IPads: A boon or a curse?

Steven Roche '21, Staff Writer

The introduction of iPads to the educational sphere has been celebrated for their benefits to learning. They save money and paper, students are more engaged in material, and ebooks can be bought for a fraction of the price of heavy, outdated textbooks. Clearly, their benefits absolutely justify their implementation. Or does it? Perhaps textbooks remain the superior means of encouraging academic success.

Throughout a majority of classes I have attended, some BCHigh students are found gaming, watching sports, and multitasking while they are “completing” assignments.

Mr. Kirby of the history department said, “Overall, the negative impact would be on distraction … and having study materials and games on the same device more easily distracts less focused students.”

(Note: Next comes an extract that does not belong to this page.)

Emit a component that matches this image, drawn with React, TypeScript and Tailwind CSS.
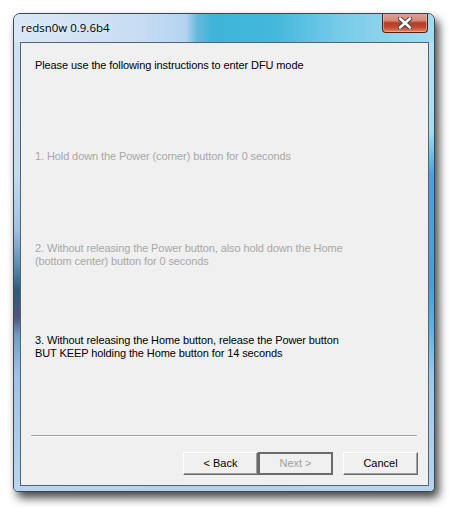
import React from "react";

const body = { fontFamily: '"Liberation Sans", Arial, sans-serif' };

function CloseIcon() {
  return (
    <svg width="14" height="12" viewBox="0 0 14 12">
      <path d="M2 1.5 L12 10.5 M12 1.5 L2 10.5" stroke="#3a3a3a" strokeWidth="4.4" strokeLinecap="round" />
      <path d="M2 1.5 L12 10.5 M12 1.5 L2 10.5" stroke="#ffffff" strokeWidth="2.6" strokeLinecap="round" />
    </svg>
  );
}

export default function App() {
  return (
    <div className="w-[449px] h-[507px] bg-white overflow-hidden">
      <div className="ml-[13px] mt-[13px] w-[422px] h-[479px] rounded-t-[7px] rounded-b-[5px] border border-[#3b4650] shadow-[4px_6px_10px_rgba(0,0,0,0.72)] flex flex-col overflow-hidden bg-[#b8d4ee]">
        {/* title bar */}
        <div className="h-[28px] flex items-start justify-between bg-[linear-gradient(90deg,#d9e7f6_0%,#c8ddf3_30%,#b3d3f0_41%,#6ab9dc_43.5%,#3fb3d9_47%,#43b8dc_62%,#79cbe9_78%,#a4dbef_100%)]">
          <div
            className="pl-[7px] pt-[6px] text-[11.5px] leading-[15px] text-black"
            style={{ fontFamily: '"Open Sans", "Noto Sans", sans-serif', textShadow: "0 0 6px rgba(255,255,255,0.9)" }}
          >
            redsn0w 0.9.6b4
          </div>
          <div className="mr-[6px] -mt-px w-[46px] h-[20px] rounded-b-[4px] border border-[#4a2218] border-t-0 flex items-center justify-center bg-[linear-gradient(180deg,#e3a595_0%,#d08a78_40%,#b83c26_52%,#c4482f_75%,#dc8a70_100%)] shadow-[inset_0_0_0_1px_rgba(255,200,190,0.5)]">
            <CloseIcon />
          </div>
        </div>
        {/* middle */}
        <div className="flex flex-1">
          <div className="w-[6px] bg-[linear-gradient(180deg,#cfe2f4_0%,#c4daf1_30%,#9fc2e6_42%,#5d8fb8_50%,#2d5a78_56%,#4f557e_62%,#6e9cc8_66%,#9cc4e8_75%,#b8d4ee_100%)]" />
          <div className="flex-1 border border-[#56626e] bg-[#f0f0f0] flex flex-col text-[11px] leading-[13px] tracking-[-0.1px]" style={body}>
            <div className="pt-[16px] pl-[14px] flex flex-col">
              <div className="h-[91px] text-black">Please use the following instructions to enter DFU mode</div>
              <div className="h-[92px] text-[#a7a7a7]">1. Hold down the Power (corner) button for 0 seconds</div>
              <div className="h-[92px] text-[#a7a7a7]">
                2. Without releasing the Power button, also hold down the Home
                <br />
                (bottom center) button for 0 seconds
              </div>
              <div className="h-[101px] text-black">
                3. Without releasing the Home button, release the Power button
                <br />
                BUT KEEP holding the Home button for 14 seconds
              </div>
            </div>
            <div className="ml-[10px] mr-[11px] h-[2px] border-t border-t-[#a0a0a0] border-b border-b-white" />
            <div className="flex justify-end mt-[15px] mr-[10px] tracking-normal">
              <div className="w-[75px] h-[23px] flex items-center justify-center bg-[#f0f0f0] border border-t-white border-l-white border-r-[#696969] border-b-[#696969] shadow-[inset_-1px_-1px_0_#a0a0a0] text-black">
                &lt; Back
              </div>
              <div className="w-[75px] h-[23px] flex items-center justify-center bg-[#f0f0f0] border-2 border-[#6a6a6a] text-[#a0a0a0]">
                Next &gt;
              </div>
              <div className="ml-[10px] w-[75px] h-[23px] flex items-center justify-center bg-[#f0f0f0] border border-t-white border-l-white border-r-[#696969] border-b-[#696969] shadow-[inset_-1px_-1px_0_#a0a0a0] text-black">
                Cancel
              </div>
            </div>
          </div>
          <div className="w-[5px] bg-[linear-gradient(180deg,#b5e0f2_0%,#a8dcf0_20%,#3ba9d9_30%,#3aa6d6_55%,#62b4e0_65%,#9cc8ec_75%,#b6d3ef_100%)]" />
        </div>
        <div className="h-[5px] bg-[linear-gradient(90deg,#b9d4ee_0%,#b3d0ec_50%,#b9d5ee_100%)]" />
      </div>
    </div>
  );
}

Furthermore, several students have recently been hacked. Even more, many have difficulty remembering information.

According to Kate Garland, a lecturer in psychology at the University of Leicester in England, students reading ebooks with new information had to re-read information several times while students reading textbooks more fully and ably absorbed the material. Students with the textbooks could spatially remember the information easier by remembering where it appeared in the book, and their eyes did not become taxed by the constant glare of the screen. Also, those using textbooks can complete homework regardless of whether they lose internet connection or experience a power outage.

As a sophomore, I made the decision to buy hardcover books to help me to succeed in my classes. Consequently, I pay attention to the teachers, learn information quickly, and find it easier to focus on completing assignments instead of playing Clash of Clans.

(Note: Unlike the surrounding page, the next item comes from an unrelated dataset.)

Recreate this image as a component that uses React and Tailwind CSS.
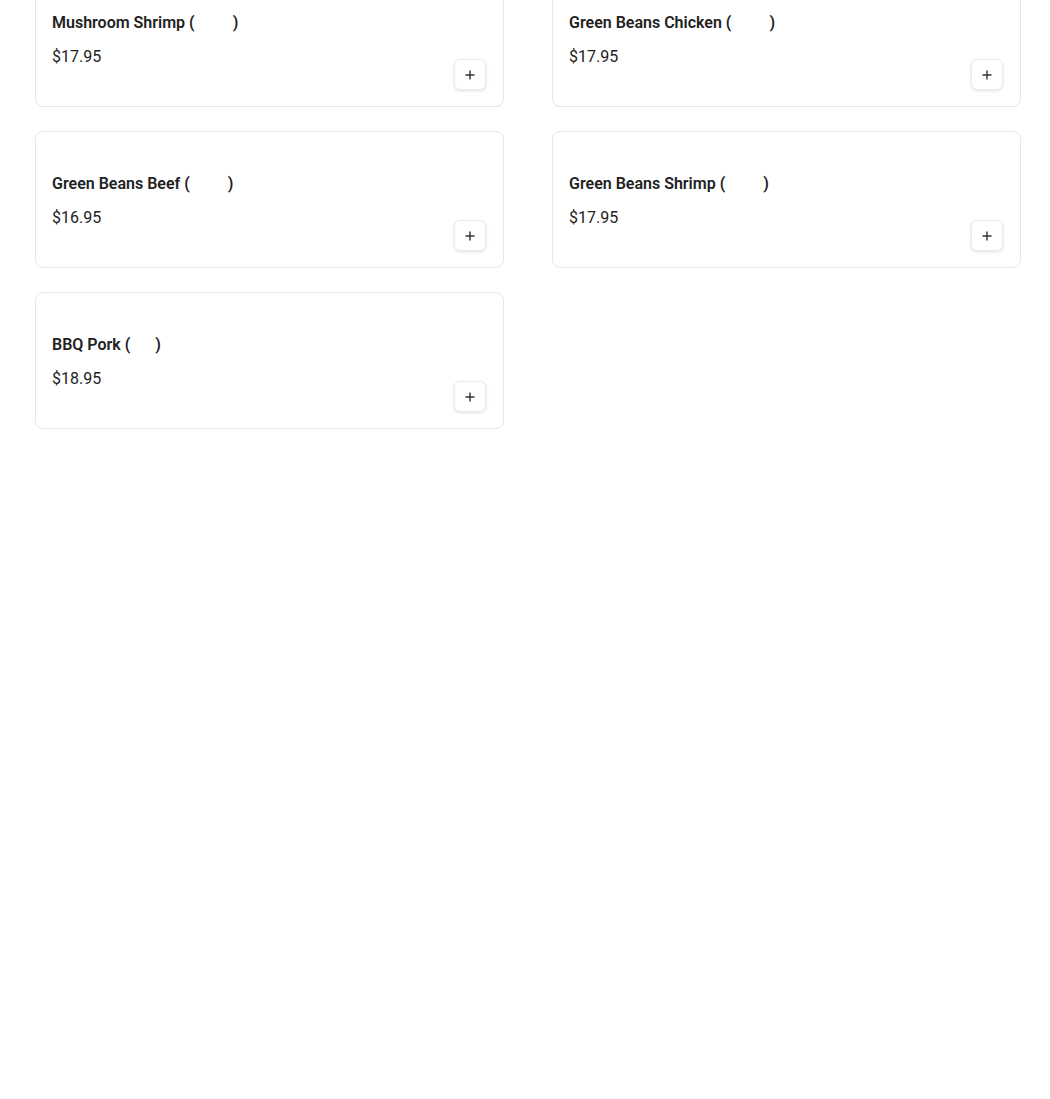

Counterintuitively, I find time to get Victory Royales on Fortnite because I am able to succeed in class more easily with the aid of textbooks. More students can obtain higher levels of academic achievement and simultaneously partake in social events, video games, and other hobbies if they return to the old school way of learning.

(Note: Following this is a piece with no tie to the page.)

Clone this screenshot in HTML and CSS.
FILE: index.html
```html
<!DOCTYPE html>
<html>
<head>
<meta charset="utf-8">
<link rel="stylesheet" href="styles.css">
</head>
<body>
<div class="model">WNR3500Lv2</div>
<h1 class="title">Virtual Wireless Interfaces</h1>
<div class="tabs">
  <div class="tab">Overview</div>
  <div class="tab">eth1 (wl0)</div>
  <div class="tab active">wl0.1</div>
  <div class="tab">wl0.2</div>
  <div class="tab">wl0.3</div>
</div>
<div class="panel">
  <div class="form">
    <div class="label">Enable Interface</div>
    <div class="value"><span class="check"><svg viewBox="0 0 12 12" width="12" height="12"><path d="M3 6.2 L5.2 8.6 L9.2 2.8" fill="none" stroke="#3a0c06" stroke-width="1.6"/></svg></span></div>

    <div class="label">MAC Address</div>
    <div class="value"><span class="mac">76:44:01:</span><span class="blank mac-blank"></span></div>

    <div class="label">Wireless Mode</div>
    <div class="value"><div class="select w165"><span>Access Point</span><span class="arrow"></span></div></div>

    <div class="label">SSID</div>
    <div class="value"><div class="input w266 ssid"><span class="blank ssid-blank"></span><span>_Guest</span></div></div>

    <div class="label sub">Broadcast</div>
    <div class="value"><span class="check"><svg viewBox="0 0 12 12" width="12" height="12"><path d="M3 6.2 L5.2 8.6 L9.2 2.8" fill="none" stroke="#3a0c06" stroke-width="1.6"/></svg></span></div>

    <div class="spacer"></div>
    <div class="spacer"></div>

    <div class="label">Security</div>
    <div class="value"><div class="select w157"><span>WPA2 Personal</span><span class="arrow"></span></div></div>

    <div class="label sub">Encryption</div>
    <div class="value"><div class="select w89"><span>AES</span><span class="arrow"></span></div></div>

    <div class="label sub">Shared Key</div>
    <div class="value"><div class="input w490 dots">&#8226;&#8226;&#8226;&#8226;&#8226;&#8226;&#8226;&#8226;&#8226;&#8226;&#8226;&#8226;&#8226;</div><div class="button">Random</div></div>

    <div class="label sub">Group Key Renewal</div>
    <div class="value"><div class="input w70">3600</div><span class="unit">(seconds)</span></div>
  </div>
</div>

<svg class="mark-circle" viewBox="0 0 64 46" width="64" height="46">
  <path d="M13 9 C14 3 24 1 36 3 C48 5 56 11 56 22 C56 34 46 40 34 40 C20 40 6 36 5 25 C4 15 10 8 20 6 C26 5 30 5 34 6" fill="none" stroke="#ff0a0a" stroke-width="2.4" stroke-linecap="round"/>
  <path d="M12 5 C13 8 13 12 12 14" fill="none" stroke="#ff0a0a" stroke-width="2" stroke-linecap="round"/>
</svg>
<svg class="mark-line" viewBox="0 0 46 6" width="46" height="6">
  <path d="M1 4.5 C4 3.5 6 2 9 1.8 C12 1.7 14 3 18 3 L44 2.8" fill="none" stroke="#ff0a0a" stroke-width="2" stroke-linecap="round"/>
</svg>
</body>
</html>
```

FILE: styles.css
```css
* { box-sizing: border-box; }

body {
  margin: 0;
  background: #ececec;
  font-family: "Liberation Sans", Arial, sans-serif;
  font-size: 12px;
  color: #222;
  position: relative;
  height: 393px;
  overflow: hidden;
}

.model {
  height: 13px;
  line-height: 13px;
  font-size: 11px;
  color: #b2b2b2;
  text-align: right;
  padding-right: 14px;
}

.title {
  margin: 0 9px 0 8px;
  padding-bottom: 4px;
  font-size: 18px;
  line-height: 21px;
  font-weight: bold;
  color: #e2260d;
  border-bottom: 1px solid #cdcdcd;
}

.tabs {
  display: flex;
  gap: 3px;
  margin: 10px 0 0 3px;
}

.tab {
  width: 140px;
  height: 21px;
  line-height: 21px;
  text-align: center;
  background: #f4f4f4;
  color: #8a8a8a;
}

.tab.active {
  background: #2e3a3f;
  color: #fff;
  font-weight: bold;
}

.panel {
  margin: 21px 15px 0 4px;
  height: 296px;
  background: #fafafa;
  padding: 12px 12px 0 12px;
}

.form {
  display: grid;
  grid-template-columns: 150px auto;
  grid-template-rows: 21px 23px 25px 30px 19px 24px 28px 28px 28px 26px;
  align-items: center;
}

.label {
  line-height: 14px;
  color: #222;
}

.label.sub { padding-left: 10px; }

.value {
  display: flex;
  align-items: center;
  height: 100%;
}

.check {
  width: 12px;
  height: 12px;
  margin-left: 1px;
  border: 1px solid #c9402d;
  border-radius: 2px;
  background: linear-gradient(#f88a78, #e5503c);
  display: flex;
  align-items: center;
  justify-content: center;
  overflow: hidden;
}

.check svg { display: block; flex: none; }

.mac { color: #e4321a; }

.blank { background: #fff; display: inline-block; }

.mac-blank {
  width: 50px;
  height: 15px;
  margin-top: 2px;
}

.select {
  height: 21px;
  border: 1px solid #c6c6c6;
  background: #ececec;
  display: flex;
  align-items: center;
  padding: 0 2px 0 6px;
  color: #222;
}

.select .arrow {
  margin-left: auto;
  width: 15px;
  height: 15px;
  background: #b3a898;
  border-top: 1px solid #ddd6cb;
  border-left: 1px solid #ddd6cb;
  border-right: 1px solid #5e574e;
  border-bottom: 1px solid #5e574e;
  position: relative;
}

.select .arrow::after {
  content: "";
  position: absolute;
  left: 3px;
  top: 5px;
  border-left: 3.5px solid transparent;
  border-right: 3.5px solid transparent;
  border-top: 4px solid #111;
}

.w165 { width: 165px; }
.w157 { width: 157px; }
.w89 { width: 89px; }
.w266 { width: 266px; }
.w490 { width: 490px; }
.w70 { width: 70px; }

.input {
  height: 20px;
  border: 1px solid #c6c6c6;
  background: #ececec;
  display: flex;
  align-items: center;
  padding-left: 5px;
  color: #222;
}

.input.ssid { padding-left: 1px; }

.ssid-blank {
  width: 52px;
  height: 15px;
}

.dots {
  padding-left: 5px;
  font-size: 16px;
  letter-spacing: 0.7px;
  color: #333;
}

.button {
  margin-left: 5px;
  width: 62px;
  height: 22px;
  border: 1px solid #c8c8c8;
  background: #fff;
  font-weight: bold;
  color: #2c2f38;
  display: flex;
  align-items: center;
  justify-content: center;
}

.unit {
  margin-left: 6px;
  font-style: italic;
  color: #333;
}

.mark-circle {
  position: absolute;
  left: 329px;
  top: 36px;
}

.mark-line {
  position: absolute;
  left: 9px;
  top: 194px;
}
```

I encourage fellow students and the BC High community to promote the use of textbooks due to such empirical and first-hand evidence. We must remember: the goal of school is to comprehend information and develop our mental faculties. Textbooks are the best way to achieve this goal.

BC High students struggle with electronic temptations and comprehension because of the medium in which they learn the information. The resurgence of textbooks would allow students to succeed in classes easier and give them more time to enjoy extracurricular activities they love.